Não temos bons realizadores porque não temos escolas. Numa reunião com os fazedores de arte e cultura, João Lourenço prometeu dar apoios ao cinema nacional. Vamos rezar que sim, porque o cinema nacional estava a preto e branco e a ficar cinzento. Temos de ter atenção para não banalizar a Sétima Arte. O cinema tem regras.

O que falta?

O que nos falta são apoios institucionais. É preciso criar um fundo para o cinema nacional, porque é uma arte bastante cara. O cinema é uma junção de várias artes e, com essas condições, não se faz cinema só com boa vontade. Temos jovens com vontade de fazer cinema, mas falta formação. Enquanto não tivermos escolas, vamos patinar.

Como o Estado pode contribuir?

O Estado tem de criar políticas para o cinema nacional, criar um fundo no Orçamento Geral do Estado, criar mecanismos para arrecadar receitas para este fundo, por exemplo, taxando os filmes estrangeiros que são exibidos nas salas de cinema em Angola, deixar uma percentagem da bilheteira, usar a Lei do Mecenato. Faltam políticas para o cinema.

Como se pode apoiar a nova geração?

Para já, quero felicitar o Narciso, o Tonton e outros, pela vontade de querer fazer. O mais sensato era ‘agarrar’ nos ‘Narcisos e Tontons’ e dar-lhes formação, porque ninguém nasce ensinado. A realidade do cinema vai além da nossa vontade. O cinema, independentemente de ser entretenimento, também tem a missão de diplomacia e pode levar o bom nome de Angola para o exterior.

O cinema pode influenciar a sociedade?

O cinema é um veículo muito forte e alguns jovens não têm orientação da família que é uma célula da sociedade. Temos ‘n’ famílias desestruturadas, o nível de delinquência é alarmante, é preciso ter cuidado com as mensagens que passamos porque os filmes têm impacto na vida das pessoas.

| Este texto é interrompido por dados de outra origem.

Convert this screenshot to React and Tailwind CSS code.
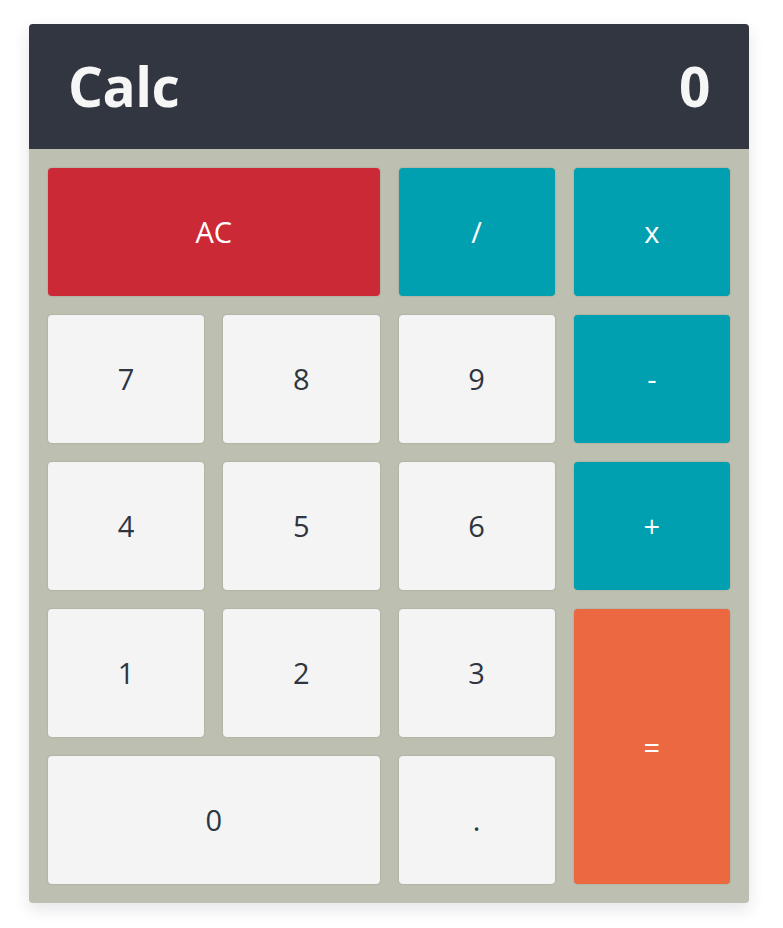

Teme o desaparecimento de jovens talentosos?

Sempre que tenho a oportunidade de falar com os jovens, incentivo-os a não matarem os seus sonhos, a continuarem a fazer o que estão a fazer, pois é uma aprendizagem em que depois é preciso limar as arestas com uma formação. O cinema pode contribuir para a diversificação da economia? Em Angola, o cinema pode tornar-se numa indústria, temos o exemplo da Nigéria, com a Nollywood, da Índia, com a Bollywod, nos EUA, a Hollywood. Porque não a ‘Angollywood’? Temos aqui tudo. Cenários, grandes escritores, faltam-nos os técnicos e politicas para que, um dia, o nosso cinema se torne numa indústria que gere receitas.

Como vê o cenário eleitoral?

Podemos constatar a democracia, a tolerância e a paz. Há tantos países africanos que, nesta altura, estariam a pegar fogo por todo o lado. Os angolanos deram uma lição de civismo para África e para o mundo.

PERFIL

Nome: Óscar Gil

Data de nascimento: 16 de Março de 1952

Naturalidade: Huíla

Estado civil: Casado

Filhos: Oito

Novelas/séries: Caminhos Cruzados, Vidas a Preto e Branco e A equipa.